■ Your objective
Transcribe all of the material exactly. Any picture in it should be left out.

■ Supplied data
◆ ◆ ◆ ◆ ◆ ◆ ◆
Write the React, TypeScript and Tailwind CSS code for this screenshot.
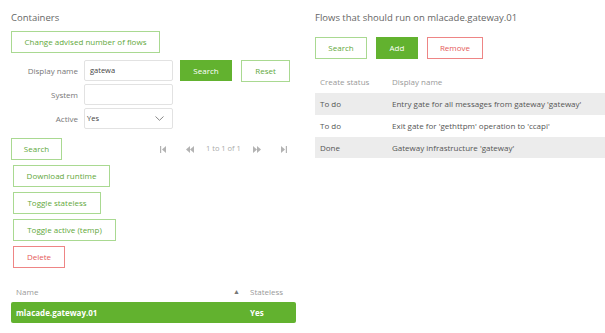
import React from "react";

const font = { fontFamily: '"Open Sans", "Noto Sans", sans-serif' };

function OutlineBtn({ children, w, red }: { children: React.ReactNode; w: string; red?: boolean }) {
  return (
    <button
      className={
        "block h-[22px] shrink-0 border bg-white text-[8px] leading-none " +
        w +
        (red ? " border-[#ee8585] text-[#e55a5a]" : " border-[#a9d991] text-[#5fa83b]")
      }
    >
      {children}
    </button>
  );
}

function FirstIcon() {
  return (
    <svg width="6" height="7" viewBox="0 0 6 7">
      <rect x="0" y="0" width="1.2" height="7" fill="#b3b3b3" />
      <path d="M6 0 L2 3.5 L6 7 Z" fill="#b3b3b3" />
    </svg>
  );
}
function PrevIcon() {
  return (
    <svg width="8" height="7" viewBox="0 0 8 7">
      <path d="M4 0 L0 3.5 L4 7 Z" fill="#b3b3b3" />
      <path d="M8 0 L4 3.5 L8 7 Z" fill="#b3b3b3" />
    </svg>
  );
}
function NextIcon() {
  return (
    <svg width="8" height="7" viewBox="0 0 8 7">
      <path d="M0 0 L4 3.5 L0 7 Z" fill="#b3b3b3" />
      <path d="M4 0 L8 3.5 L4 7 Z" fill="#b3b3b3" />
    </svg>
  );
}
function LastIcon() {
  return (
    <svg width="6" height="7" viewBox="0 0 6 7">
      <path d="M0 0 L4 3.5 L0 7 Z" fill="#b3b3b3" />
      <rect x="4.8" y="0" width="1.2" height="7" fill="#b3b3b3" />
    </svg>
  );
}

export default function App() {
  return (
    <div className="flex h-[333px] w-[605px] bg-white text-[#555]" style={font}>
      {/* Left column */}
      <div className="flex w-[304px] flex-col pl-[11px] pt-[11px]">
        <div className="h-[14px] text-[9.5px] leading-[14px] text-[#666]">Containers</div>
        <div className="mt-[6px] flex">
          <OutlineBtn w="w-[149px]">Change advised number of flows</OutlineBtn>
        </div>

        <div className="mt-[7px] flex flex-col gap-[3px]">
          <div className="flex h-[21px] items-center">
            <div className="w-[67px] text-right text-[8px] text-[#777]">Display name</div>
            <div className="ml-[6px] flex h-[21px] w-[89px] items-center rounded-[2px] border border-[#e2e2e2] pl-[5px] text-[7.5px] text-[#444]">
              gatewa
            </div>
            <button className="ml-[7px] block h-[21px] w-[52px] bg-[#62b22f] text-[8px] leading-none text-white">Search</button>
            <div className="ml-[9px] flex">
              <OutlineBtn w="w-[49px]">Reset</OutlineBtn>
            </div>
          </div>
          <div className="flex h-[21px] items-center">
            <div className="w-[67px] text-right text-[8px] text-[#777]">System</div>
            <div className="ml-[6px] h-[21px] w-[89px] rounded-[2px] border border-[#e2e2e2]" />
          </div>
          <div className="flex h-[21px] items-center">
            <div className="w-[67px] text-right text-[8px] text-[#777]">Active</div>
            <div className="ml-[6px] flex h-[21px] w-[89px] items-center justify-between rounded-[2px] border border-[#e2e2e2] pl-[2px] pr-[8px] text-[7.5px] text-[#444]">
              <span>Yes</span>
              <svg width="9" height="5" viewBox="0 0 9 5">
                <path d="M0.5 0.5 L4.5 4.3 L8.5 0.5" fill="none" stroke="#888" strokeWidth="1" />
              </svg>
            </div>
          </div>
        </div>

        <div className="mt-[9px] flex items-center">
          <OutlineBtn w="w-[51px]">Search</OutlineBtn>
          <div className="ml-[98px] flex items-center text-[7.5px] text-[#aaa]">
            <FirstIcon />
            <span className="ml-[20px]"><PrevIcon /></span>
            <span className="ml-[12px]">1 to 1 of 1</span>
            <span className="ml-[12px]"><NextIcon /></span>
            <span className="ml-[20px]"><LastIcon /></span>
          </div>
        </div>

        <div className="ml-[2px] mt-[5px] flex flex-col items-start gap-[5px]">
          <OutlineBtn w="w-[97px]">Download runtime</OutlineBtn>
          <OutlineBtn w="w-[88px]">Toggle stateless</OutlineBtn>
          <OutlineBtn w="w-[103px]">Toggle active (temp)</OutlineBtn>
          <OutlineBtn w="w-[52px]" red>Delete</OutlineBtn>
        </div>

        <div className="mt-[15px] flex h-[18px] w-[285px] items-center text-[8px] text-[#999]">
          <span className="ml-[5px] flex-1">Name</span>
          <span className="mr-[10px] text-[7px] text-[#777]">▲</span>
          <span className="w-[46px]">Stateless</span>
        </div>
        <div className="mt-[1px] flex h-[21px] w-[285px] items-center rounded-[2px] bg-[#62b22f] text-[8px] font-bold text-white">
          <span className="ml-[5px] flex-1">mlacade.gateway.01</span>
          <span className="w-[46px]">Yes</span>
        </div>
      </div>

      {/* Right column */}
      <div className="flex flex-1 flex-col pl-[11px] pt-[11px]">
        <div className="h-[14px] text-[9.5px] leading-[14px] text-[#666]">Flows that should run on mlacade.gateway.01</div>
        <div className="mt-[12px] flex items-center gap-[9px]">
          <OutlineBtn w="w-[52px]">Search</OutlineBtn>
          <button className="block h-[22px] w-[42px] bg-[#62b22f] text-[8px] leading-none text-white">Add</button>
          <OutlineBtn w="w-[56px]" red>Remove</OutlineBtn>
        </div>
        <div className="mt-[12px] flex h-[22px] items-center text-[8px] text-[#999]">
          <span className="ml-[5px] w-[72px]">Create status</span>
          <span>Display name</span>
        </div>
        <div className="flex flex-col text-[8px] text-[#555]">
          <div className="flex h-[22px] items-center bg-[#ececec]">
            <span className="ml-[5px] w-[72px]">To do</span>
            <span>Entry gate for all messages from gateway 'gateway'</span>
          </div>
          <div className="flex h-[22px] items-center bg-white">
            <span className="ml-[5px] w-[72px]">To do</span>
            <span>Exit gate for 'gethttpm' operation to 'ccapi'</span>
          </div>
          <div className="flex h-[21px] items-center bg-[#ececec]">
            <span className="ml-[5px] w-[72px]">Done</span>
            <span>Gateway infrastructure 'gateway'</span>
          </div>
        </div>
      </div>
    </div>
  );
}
◆ ◆ ◆ ◆ ◆ ◆ ◆
■ Final answer
Write the React, TypeScript and Tailwind CSS code for this screenshot.
import React from "react";

const font = { fontFamily: '"Open Sans", "Noto Sans", sans-serif' };

function OutlineBtn({ children, w, red }: { children: React.ReactNode; w: string; red?: boolean }) {
  return (
    <button
      className={
        "block h-[22px] shrink-0 border bg-white text-[8px] leading-none " +
        w +
        (red ? " border-[#ee8585] text-[#e55a5a]" : " border-[#a9d991] text-[#5fa83b]")
      }
    >
      {children}
    </button>
  );
}

function FirstIcon() {
  return (
    <svg width="6" height="7" viewBox="0 0 6 7">
      <rect x="0" y="0" width="1.2" height="7" fill="#b3b3b3" />
      <path d="M6 0 L2 3.5 L6 7 Z" fill="#b3b3b3" />
    </svg>
  );
}
function PrevIcon() {
  return (
    <svg width="8" height="7" viewBox="0 0 8 7">
      <path d="M4 0 L0 3.5 L4 7 Z" fill="#b3b3b3" />
      <path d="M8 0 L4 3.5 L8 7 Z" fill="#b3b3b3" />
    </svg>
  );
}
function NextIcon() {
  return (
    <svg width="8" height="7" viewBox="0 0 8 7">
      <path d="M0 0 L4 3.5 L0 7 Z" fill="#b3b3b3" />
      <path d="M4 0 L8 3.5 L4 7 Z" fill="#b3b3b3" />
    </svg>
  );
}
function LastIcon() {
  return (
    <svg width="6" height="7" viewBox="0 0 6 7">
      <path d="M0 0 L4 3.5 L0 7 Z" fill="#b3b3b3" />
      <rect x="4.8" y="0" width="1.2" height="7" fill="#b3b3b3" />
    </svg>
  );
}

export default function App() {
  return (
    <div className="flex h-[333px] w-[605px] bg-white text-[#555]" style={font}>
      {/* Left column */}
      <div className="flex w-[304px] flex-col pl-[11px] pt-[11px]">
        <div className="h-[14px] text-[9.5px] leading-[14px] text-[#666]">Containers</div>
        <div className="mt-[6px] flex">
          <OutlineBtn w="w-[149px]">Change advised number of flows</OutlineBtn>
        </div>

        <div className="mt-[7px] flex flex-col gap-[3px]">
          <div className="flex h-[21px] items-center">
            <div className="w-[67px] text-right text-[8px] text-[#777]">Display name</div>
            <div className="ml-[6px] flex h-[21px] w-[89px] items-center rounded-[2px] border border-[#e2e2e2] pl-[5px] text-[7.5px] text-[#444]">
              gatewa
            </div>
            <button className="ml-[7px] block h-[21px] w-[52px] bg-[#62b22f] text-[8px] leading-none text-white">Search</button>
            <div className="ml-[9px] flex">
              <OutlineBtn w="w-[49px]">Reset</OutlineBtn>
            </div>
          </div>
          <div className="flex h-[21px] items-center">
            <div className="w-[67px] text-right text-[8px] text-[#777]">System</div>
            <div className="ml-[6px] h-[21px] w-[89px] rounded-[2px] border border-[#e2e2e2]" />
          </div>
          <div className="flex h-[21px] items-center">
            <div className="w-[67px] text-right text-[8px] text-[#777]">Active</div>
            <div className="ml-[6px] flex h-[21px] w-[89px] items-center justify-between rounded-[2px] border border-[#e2e2e2] pl-[2px] pr-[8px] text-[7.5px] text-[#444]">
              <span>Yes</span>
              <svg width="9" height="5" viewBox="0 0 9 5">
                <path d="M0.5 0.5 L4.5 4.3 L8.5 0.5" fill="none" stroke="#888" strokeWidth="1" />
              </svg>
            </div>
          </div>
        </div>

        <div className="mt-[9px] flex items-center">
          <OutlineBtn w="w-[51px]">Search</OutlineBtn>
          <div className="ml-[98px] flex items-center text-[7.5px] text-[#aaa]">
            <FirstIcon />
            <span className="ml-[20px]"><PrevIcon /></span>
            <span className="ml-[12px]">1 to 1 of 1</span>
            <span className="ml-[12px]"><NextIcon /></span>
            <span className="ml-[20px]"><LastIcon /></span>
          </div>
        </div>

        <div className="ml-[2px] mt-[5px] flex flex-col items-start gap-[5px]">
          <OutlineBtn w="w-[97px]">Download runtime</OutlineBtn>
          <OutlineBtn w="w-[88px]">Toggle stateless</OutlineBtn>
          <OutlineBtn w="w-[103px]">Toggle active (temp)</OutlineBtn>
          <OutlineBtn w="w-[52px]" red>Delete</OutlineBtn>
        </div>

        <div className="mt-[15px] flex h-[18px] w-[285px] items-center text-[8px] text-[#999]">
          <span className="ml-[5px] flex-1">Name</span>
          <span className="mr-[10px] text-[7px] text-[#777]">▲</span>
          <span className="w-[46px]">Stateless</span>
        </div>
        <div className="mt-[1px] flex h-[21px] w-[285px] items-center rounded-[2px] bg-[#62b22f] text-[8px] font-bold text-white">
          <span className="ml-[5px] flex-1">mlacade.gateway.01</span>
          <span className="w-[46px]">Yes</span>
        </div>
      </div>

      {/* Right column */}
      <div className="flex flex-1 flex-col pl-[11px] pt-[11px]">
        <div className="h-[14px] text-[9.5px] leading-[14px] text-[#666]">Flows that should run on mlacade.gateway.01</div>
        <div className="mt-[12px] flex items-center gap-[9px]">
          <OutlineBtn w="w-[52px]">Search</OutlineBtn>
          <button className="block h-[22px] w-[42px] bg-[#62b22f] text-[8px] leading-none text-white">Add</button>
          <OutlineBtn w="w-[56px]" red>Remove</OutlineBtn>
        </div>
        <div className="mt-[12px] flex h-[22px] items-center text-[8px] text-[#999]">
          <span className="ml-[5px] w-[72px]">Create status</span>
          <span>Display name</span>
        </div>
        <div className="flex flex-col text-[8px] text-[#555]">
          <div className="flex h-[22px] items-center bg-[#ececec]">
            <span className="ml-[5px] w-[72px]">To do</span>
            <span>Entry gate for all messages from gateway 'gateway'</span>
          </div>
          <div className="flex h-[22px] items-center bg-white">
            <span className="ml-[5px] w-[72px]">To do</span>
            <span>Exit gate for 'gethttpm' operation to 'ccapi'</span>
          </div>
          <div className="flex h-[21px] items-center bg-[#ececec]">
            <span className="ml-[5px] w-[72px]">Done</span>
            <span>Gateway infrastructure 'gateway'</span>
          </div>
        </div>
      </div>
    </div>
  );
}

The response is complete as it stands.